# Aim of the exercise:
Please determine how many lines of the material include the word "index", and respond with nothing but that number.

# Data section:
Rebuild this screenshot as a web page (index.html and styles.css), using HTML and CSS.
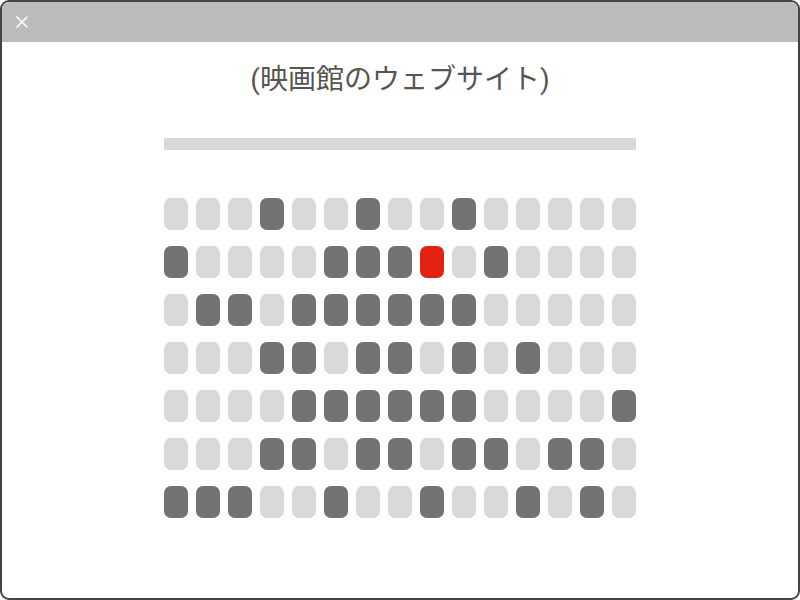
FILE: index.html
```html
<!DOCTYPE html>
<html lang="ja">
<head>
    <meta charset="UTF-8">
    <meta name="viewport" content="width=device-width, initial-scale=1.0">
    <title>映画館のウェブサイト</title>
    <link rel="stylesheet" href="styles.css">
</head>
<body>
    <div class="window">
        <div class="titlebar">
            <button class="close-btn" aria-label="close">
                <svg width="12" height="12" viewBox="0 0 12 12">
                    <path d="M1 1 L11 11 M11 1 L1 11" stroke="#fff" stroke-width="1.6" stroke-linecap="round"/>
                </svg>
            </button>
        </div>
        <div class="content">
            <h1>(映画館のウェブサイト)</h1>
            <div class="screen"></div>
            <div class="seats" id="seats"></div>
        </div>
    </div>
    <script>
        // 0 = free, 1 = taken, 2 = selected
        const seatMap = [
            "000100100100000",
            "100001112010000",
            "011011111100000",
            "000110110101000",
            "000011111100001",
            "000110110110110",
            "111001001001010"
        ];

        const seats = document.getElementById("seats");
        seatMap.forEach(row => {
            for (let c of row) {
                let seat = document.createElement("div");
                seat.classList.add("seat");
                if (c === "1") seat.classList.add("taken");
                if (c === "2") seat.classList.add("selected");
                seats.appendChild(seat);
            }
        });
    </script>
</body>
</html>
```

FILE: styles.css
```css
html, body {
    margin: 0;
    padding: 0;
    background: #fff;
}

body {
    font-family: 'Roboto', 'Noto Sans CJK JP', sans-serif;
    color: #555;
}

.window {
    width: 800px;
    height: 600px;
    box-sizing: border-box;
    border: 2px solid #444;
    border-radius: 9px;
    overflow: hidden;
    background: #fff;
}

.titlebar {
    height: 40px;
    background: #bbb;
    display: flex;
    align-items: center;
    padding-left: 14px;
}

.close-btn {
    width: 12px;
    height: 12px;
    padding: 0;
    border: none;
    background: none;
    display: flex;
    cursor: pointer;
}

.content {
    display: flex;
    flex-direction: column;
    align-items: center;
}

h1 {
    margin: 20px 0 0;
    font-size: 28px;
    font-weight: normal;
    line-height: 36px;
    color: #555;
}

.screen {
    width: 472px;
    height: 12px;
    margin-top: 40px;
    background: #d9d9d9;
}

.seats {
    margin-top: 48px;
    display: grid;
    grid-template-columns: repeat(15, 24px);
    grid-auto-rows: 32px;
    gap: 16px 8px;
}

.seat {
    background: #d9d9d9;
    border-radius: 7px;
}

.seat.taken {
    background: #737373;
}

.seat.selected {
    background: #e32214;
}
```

# Solution to this problem:
2